In just a few years, the center of gravity in Chinese automotive design has shifted from mere component assembly to an architecture where artificial intelligence is no longer just a software module but a physical element reshaping on-board electronics. The fusion of advanced driver-assistance systems (ADAS) and the digital cockpit is not a simple graphic integration: it is the starting point for a radical rethinking of the autonomous driving supply chain, with consequences extending far beyond the automotive sector.

Fewer ECUs, more compute domain

When ADAS and infotainment ran on separate hardware, updating autonomous driving logic meant intervening on separate boxes with long development cycles and high costs. Today, Chinese manufacturers are pushing toward a single central computing platform, often based on next-generation system-on-chips. This shift is not just driven by economic efficiency: it is the answer to two technical constraints that are insurmountable for anyone working on autonomous driving. The first is latency: a vehicle at 60 km/h travels almost 17 meters in one second, and every millisecond of delay in fusing sensor data can turn an avoidable accident into a statistic. The second constraint is data sovereignty: China has imposed strict rules on how vehicle-collected data is handled, effectively making on-board processing or processing within national data centers mandatory.

What physical AI means

The term “physical AI” aptly describes what is happening. No longer models trained on static datasets and then loaded onto a fixed computing unit, but inference systems operating in real time on continuous streams from cameras, lidar, radar, and ultrasonic sensors. This computational load cannot be offloaded to the cloud: connectivity offers insufficient guarantees and transmission costs would be prohibitive. The alternative is an on-premise — or rather on-board — architecture, where the vehicle becomes a four-wheeled data center. Suppliers are gearing up with neural accelerators integrated directly into SoCs, and competition revolves around the perfect balance between computing power, energy consumption, and the ability to update models without replacing hardware.

What this transformation teaches those outside the automotive sector

China’s supply chain is rapidly experimenting with architectural patterns that concern any organization dealing with critical AI workloads. The move from cloud-dependent logic to local deployments to guarantee latency and data control is not exclusive to autonomous driving. In sectors such as manufacturing, finance, or healthcare, bringing inference on-premise answers the same needs: performance predictability, intellectual property protection, and regulatory compliance. The merging of previously separate functions (cockpit and ADAS, two domains with different real-time and safety requirements) echoes the convergence of IT and OT in factories, where AI workloads coexist with deterministic systems on the same compute node.

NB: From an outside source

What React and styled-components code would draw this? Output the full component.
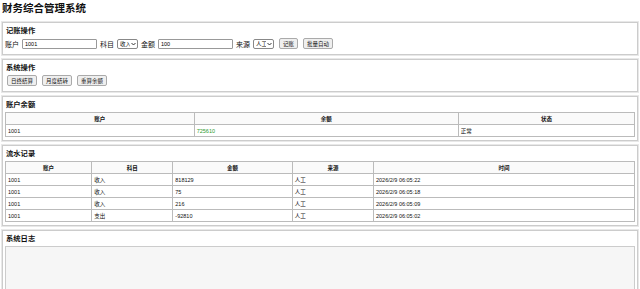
import React from "react";
import styled, { createGlobalStyle } from "styled-components";

const Global = createGlobalStyle`
  html, body { margin: 0; padding: 0; background: #fff; }
  body {
    padding: 2px;
    font-family: "Liberation Sans", "Noto Sans CJK SC", sans-serif;
    color: #111;
  }
`;

const Title = styled.h1`
  font-size: 10.5px;
  font-weight: bold;
  margin: 0 0 7px 0;
  line-height: 13px;
`;

const Section = styled.section`
  border: 1px solid #ccc;
  box-shadow: 0 0 0 1px #e8e8e8;
  padding: 3px 2px 3px 2px;
  margin-bottom: 4px;
`;

const Heading = styled.h3`
  font-size: 7.3px;
  font-weight: bold;
  margin: 0 0 2px 1px;
  line-height: 10px;
`;

const Row = styled.div`
  display: flex;
  align-items: center;
  gap: 3px;
  margin-bottom: 2px;
  font-size: 7px;
  height: 11px;
`;

const Label = styled.span`
  font-size: 7px;
`;

const Input = styled.input`
  width: 75px;
  height: 10px;
  box-sizing: border-box;
  font-size: 5.5px;
  padding: 0 2px;
  border: 1px solid #999;
  border-radius: 1px;
  font-family: inherit;
  outline: none;
`;

const SelectWrap = styled.span`
  position: relative;
  display: inline-flex;
  align-items: center;
`;

const Select = styled.select`
  appearance: none;
  width: 21px;
  height: 10px;
  box-sizing: border-box;
  font-size: 5.5px;
  padding: 0 7px 0 2px;
  border: 1px solid #888;
  border-radius: 2px;
  font-family: inherit;
  background: #fff;
  color: #111;
`;

const Chevron = styled.svg`
  position: absolute;
  right: 2px;
  top: 3px;
  width: 5px;
  height: 4px;
  pointer-events: none;
`;

const Button = styled.button`
  height: 11px;
  font-size: 5.5px;
  padding: 0 3px;
  border: 1px solid #aaa;
  border-radius: 2px;
  background: #efefef;
  font-family: inherit;
  color: #111;
  margin-left: ${(p) => (p.$gap ? p.$gap : 0)}px;
`;

const Table = styled.table`
  width: 100%;
  border-collapse: collapse;
  font-size: 5.5px;
  margin-top: 1px;
`;

const Th = styled.th`
  border: 1px solid #bbb;
  font-weight: bold;
  height: 11px;
  padding: 0 2px;
  text-align: center;
  background: #fafafa;
  width: ${(p) => p.$w || "auto"};
`;

const Td = styled.td`
  border: 1px solid #bbb;
  height: 11px;
  padding: 0 2px;
  color: ${(p) => p.$color || "#111"};
`;

const LogBox = styled.div`
  border: 1px solid #ccc;
  background: #f6f6f6;
  height: 60px;
  margin-top: 1px;
`;

const tx = [
  ["1001", "收入", "818129", "人工", "2026/2/9 06:05:22"],
  ["1001", "收入", "75", "人工", "2026/2/9 06:05:18"],
  ["1001", "收入", "216", "人工", "2026/2/9 06:05:09"],
  ["1001", "支出", "-92810", "人工", "2026/2/9 06:05:02"],
];

function Dropdown({ value, options }) {
  return (
    <SelectWrap>
      <Select defaultValue={value}>
        {options.map((o) => (
          <option key={o}>{o}</option>
        ))}
      </Select>
      <Chevron viewBox="0 0 5 4">
        <path d="M0.5 1 L2.5 3 L4.5 1" fill="none" stroke="#222" strokeWidth="0.9" />
      </Chevron>
    </SelectWrap>
  );
}

export default function App() {
  return (
    <>
      <Global />
      <Title>财务综合管理系统</Title>
      <Section>
        <Heading>记账操作</Heading>
        <Row>
          <Label>账户</Label>
          <Input defaultValue="1001" />
          <Label>科目</Label>
          <Dropdown value="收入" options={["收入", "支出"]} />
          <Label>金额</Label>
          <Input defaultValue="100" />
          <Label>来源</Label>
          <Dropdown value="人工" options={["人工", "自动"]} />
          <Button $gap={2}>记账</Button>
          <Button $gap={2}>批量自动</Button>
        </Row>
      </Section>
      <Section>
        <Heading>系统操作</Heading>
        <Row>
          <Button $gap={2}>日终结算</Button>
          <Button $gap={2}>月度结转</Button>
          <Button $gap={2}>重算余额</Button>
        </Row>
      </Section>
      <Section>
        <Heading>账户余额</Heading>
        <Table>
          <thead>
            <tr>
              <Th $w="30%">账户</Th>
              <Th $w="42%">余额</Th>
              <Th>状态</Th>
            </tr>
          </thead>
          <tbody>
            <tr>
              <Td>1001</Td>
              <Td $color="#2e9a2e">725610</Td>
              <Td>正常</Td>
            </tr>
          </tbody>
        </Table>
      </Section>
      <Section>
        <Heading>流水记录</Heading>
        <Table>
          <thead>
            <tr>
              <Th $w="13.7%">账户</Th>
              <Th $w="12.9%">科目</Th>
              <Th $w="19%">金额</Th>
              <Th $w="12.9%">来源</Th>
              <Th>时间</Th>
            </tr>
          </thead>
          <tbody>
            {tx.map((r, i) => (
              <tr key={i}>
                {r.map((c, j) => (
                  <Td key={j}>{c}</Td>
                ))}
              </tr>
            ))}
          </tbody>
        </Table>
      </Section>
      <Section>
        <Heading>系统日志</Heading>
        <LogBox />
      </Section>
    </>
  );
}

The lever of technological sovereignty

It is no coincidence that this transformation is accelerating precisely in China. Export restrictions on advanced semiconductors have pushed local companies to invest in alternative architectures and proprietary development frameworks. The result is an ecosystem where domestic hardware is not just a fallback but a competitive factor that forces the entire supply chain to rethink software to best exploit available resources, including aggressive quantization and VRAM optimization techniques. For European IT decision-makers, observing these dynamics helps understand that the cloud versus on-premise debate has already been overtaken by facts: the real game is how to orchestrate local, edge, and cloud resources in a coherent way while maintaining data control.

Integrating physical AI into vehicles is an extreme testing ground for autonomous systems developers. Failure is not an option, and this imposes architectural choices that prioritize robustness. Whether it is a car or an industrial plant, the principle is identical: inference must occur as close to the data source as possible. For those today evaluating on-premise deployment of Large Language Models, the technical challenges are different but the trade-offs are the same: latency, sovereignty, TCO, and the ability to update models without downtime. And perhaps it is in China’s race toward autonomous driving that we can preview the solutions we will adopt in our server farms within a few years.